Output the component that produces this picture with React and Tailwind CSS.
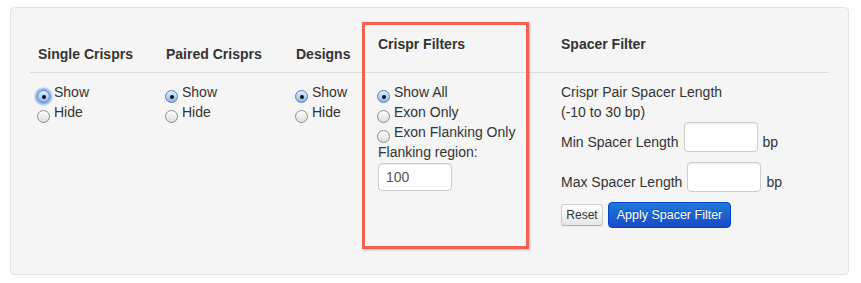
import { useState } from 'react'

function Radio({ checked, focused }) {
  return (
    <span
      className={`relative inline-flex w-[13px] h-[13px] shrink-0 mt-[8px] rounded-full items-center justify-center border ${
        checked
          ? 'border-[#4f7fc2] bg-gradient-to-b from-[#e2eefc] to-[#8cb6ea]'
          : 'border-[#8d8d8d] bg-gradient-to-b from-[#ffffff] to-[#dcdcdc]'
      } ${focused ? 'shadow-[0_0_2px_2px_rgba(90,150,230,0.75)]' : ''}`}
    >
      {checked && <span className="w-[4px] h-[4px] rounded-full bg-[#111]" />}
    </span>
  )
}

function Option({ label, checked, focused }) {
  return (
    <label className="flex items-start gap-[4px] h-[20px] -ml-[1px]">
      <Radio checked={checked} focused={focused} />
      <span>{label}</span>
    </label>
  )
}

function TextBox({ value, className }) {
  return (
    <input
      readOnly
      value={value}
      className={`bg-white border border-[#cccccc] rounded-[4px] shadow-[inset_0_1px_1px_rgba(0,0,0,0.075)] px-[7px] text-[14px] text-[#555] outline-none ${className}`}
    />
  )
}

export default function App() {
  const [min] = useState('')
  const [max] = useState('')

  return (
    <div className="w-[861px] h-[283px] bg-white pt-[7px] pl-[10px] text-[14px] text-[#333] font-['Liberation_Sans',Arial,sans-serif]">
      <div className="relative w-[839px] h-[268px] bg-[#f5f5f5] border border-[#e3e3e3] rounded-[4px] px-[19px]">
        <div className="grid grid-cols-[128px_130px_82px_183px_1fr]">
          {/* header row */}
          {['Single Crisprs', 'Paired Crisprs', 'Designs'].map((h) => (
            <div key={h} className="h-[65px] flex items-end px-[8px] pb-[8px] font-bold leading-[20px] border-b border-[#dddddd]">
              {h}
            </div>
          ))}
          <div className="h-[65px] flex items-end px-[8px] pb-[18px] font-bold leading-[20px] border-b border-[#dddddd]">
            Crispr Filters
          </div>
          <div className="h-[65px] flex items-end px-[8px] pb-[18px] font-bold leading-[20px] border-b border-[#dddddd]">
            Spacer Filter
          </div>

          {/* body row */}
          <div className="px-[8px] pt-[9px] leading-[20px]">
            <Option label="Show" checked focused />
            <Option label="Hide" />
          </div>
          <div className="px-[8px] pt-[9px] leading-[20px]">
            <Option label="Show" checked />
            <Option label="Hide" />
          </div>
          <div className="px-[8px] pt-[9px] leading-[20px]">
            <Option label="Show" checked />
            <Option label="Hide" />
          </div>
          <div className="px-[8px] pt-[9px] leading-[20px]">
            <Option label="Show All" checked />
            <Option label="Exon Only" />
            <Option label="Exon Flanking Only" />
            <div>Flanking region:</div>
            <TextBox value="100" className="w-[74px] h-[28px] mt-[1px]" />
          </div>
          <div className="px-[8px] pt-[9px] leading-[20px]">
            <div>Crispr Pair Spacer Length</div>
            <div>(-10 to 30 bp)</div>
            <div className="flex items-end gap-[5px]">
              <span>Min Spacer Length</span>
              <TextBox value={min} className="w-[74px] h-[30px]" />
              <span>bp</span>
            </div>
            <div className="flex items-end gap-[5px] mt-[10px]">
              <span>Max Spacer Length</span>
              <TextBox value={max} className="w-[74px] h-[30px]" />
              <span>bp</span>
            </div>
            <div className="flex items-center gap-[5px] mt-[10px]">
              <button className="h-[22px] w-[42px] text-[12px] leading-[20px] text-[#333] border border-[#cccccc] border-b-[#b3b3b3] rounded-[3px] bg-gradient-to-b from-[#ffffff] to-[#e6e6e6] shadow-[inset_0_1px_0_rgba(255,255,255,0.2),0_1px_2px_rgba(0,0,0,0.05)]">
                Reset
              </button>
              <button className="h-[26px] w-[123px] text-[12.5px] leading-[20px] text-white border border-[#0044cc] rounded-[4px] bg-gradient-to-b from-[#1f7ad8] to-[#1b48c6] [text-shadow:0_-1px_0_rgba(0,0,0,0.25)]">
                Apply Spacer Filter
              </button>
            </div>
          </div>
        </div>

        {/* highlight box drawn over the Crispr Filters column */}
        <div className="absolute left-[351px] top-[14px] w-[167px] h-[227px] border-[3px] border-[#f4614e] shadow-[1px_1px_2px_rgba(0,0,0,0.25)] pointer-events-none" />
      </div>
    </div>
  )
}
------
» **CHALLENGE**:
Reproduce the data word for word, excluding its pictures.

» **RESULT FOR THIS TASK**:
Output the component that produces this picture with React and Tailwind CSS.
import { useState } from 'react'

function Radio({ checked, focused }) {
  return (
    <span
      className={`relative inline-flex w-[13px] h-[13px] shrink-0 mt-[8px] rounded-full items-center justify-center border ${
        checked
          ? 'border-[#4f7fc2] bg-gradient-to-b from-[#e2eefc] to-[#8cb6ea]'
          : 'border-[#8d8d8d] bg-gradient-to-b from-[#ffffff] to-[#dcdcdc]'
      } ${focused ? 'shadow-[0_0_2px_2px_rgba(90,150,230,0.75)]' : ''}`}
    >
      {checked && <span className="w-[4px] h-[4px] rounded-full bg-[#111]" />}
    </span>
  )
}

function Option({ label, checked, focused }) {
  return (
    <label className="flex items-start gap-[4px] h-[20px] -ml-[1px]">
      <Radio checked={checked} focused={focused} />
      <span>{label}</span>
    </label>
  )
}

function TextBox({ value, className }) {
  return (
    <input
      readOnly
      value={value}
      className={`bg-white border border-[#cccccc] rounded-[4px] shadow-[inset_0_1px_1px_rgba(0,0,0,0.075)] px-[7px] text-[14px] text-[#555] outline-none ${className}`}
    />
  )
}

export default function App() {
  const [min] = useState('')
  const [max] = useState('')

  return (
    <div className="w-[861px] h-[283px] bg-white pt-[7px] pl-[10px] text-[14px] text-[#333] font-['Liberation_Sans',Arial,sans-serif]">
      <div className="relative w-[839px] h-[268px] bg-[#f5f5f5] border border-[#e3e3e3] rounded-[4px] px-[19px]">
        <div className="grid grid-cols-[128px_130px_82px_183px_1fr]">
          {/* header row */}
          {['Single Crisprs', 'Paired Crisprs', 'Designs'].map((h) => (
            <div key={h} className="h-[65px] flex items-end px-[8px] pb-[8px] font-bold leading-[20px] border-b border-[#dddddd]">
              {h}
            </div>
          ))}
          <div className="h-[65px] flex items-end px-[8px] pb-[18px] font-bold leading-[20px] border-b border-[#dddddd]">
            Crispr Filters
          </div>
          <div className="h-[65px] flex items-end px-[8px] pb-[18px] font-bold leading-[20px] border-b border-[#dddddd]">
            Spacer Filter
          </div>

          {/* body row */}
          <div className="px-[8px] pt-[9px] leading-[20px]">
            <Option label="Show" checked focused />
            <Option label="Hide" />
          </div>
          <div className="px-[8px] pt-[9px] leading-[20px]">
            <Option label="Show" checked />
            <Option label="Hide" />
          </div>
          <div className="px-[8px] pt-[9px] leading-[20px]">
            <Option label="Show" checked />
            <Option label="Hide" />
          </div>
          <div className="px-[8px] pt-[9px] leading-[20px]">
            <Option label="Show All" checked />
            <Option label="Exon Only" />
            <Option label="Exon Flanking Only" />
            <div>Flanking region:</div>
            <TextBox value="100" className="w-[74px] h-[28px] mt-[1px]" />
          </div>
          <div className="px-[8px] pt-[9px] leading-[20px]">
            <div>Crispr Pair Spacer Length</div>
            <div>(-10 to 30 bp)</div>
            <div className="flex items-end gap-[5px]">
              <span>Min Spacer Length</span>
              <TextBox value={min} className="w-[74px] h-[30px]" />
              <span>bp</span>
            </div>
            <div className="flex items-end gap-[5px] mt-[10px]">
              <span>Max Spacer Length</span>
              <TextBox value={max} className="w-[74px] h-[30px]" />
              <span>bp</span>
            </div>
            <div className="flex items-center gap-[5px] mt-[10px]">
              <button className="h-[22px] w-[42px] text-[12px] leading-[20px] text-[#333] border border-[#cccccc] border-b-[#b3b3b3] rounded-[3px] bg-gradient-to-b from-[#ffffff] to-[#e6e6e6] shadow-[inset_0_1px_0_rgba(255,255,255,0.2),0_1px_2px_rgba(0,0,0,0.05)]">
                Reset
              </button>
              <button className="h-[26px] w-[123px] text-[12.5px] leading-[20px] text-white border border-[#0044cc] rounded-[4px] bg-gradient-to-b from-[#1f7ad8] to-[#1b48c6] [text-shadow:0_-1px_0_rgba(0,0,0,0.25)]">
                Apply Spacer Filter
              </button>
            </div>
          </div>
        </div>

        {/* highlight box drawn over the Crispr Filters column */}
        <div className="absolute left-[351px] top-[14px] w-[167px] h-[227px] border-[3px] border-[#f4614e] shadow-[1px_1px_2px_rgba(0,0,0,0.25)] pointer-events-none" />
      </div>
    </div>
  )
}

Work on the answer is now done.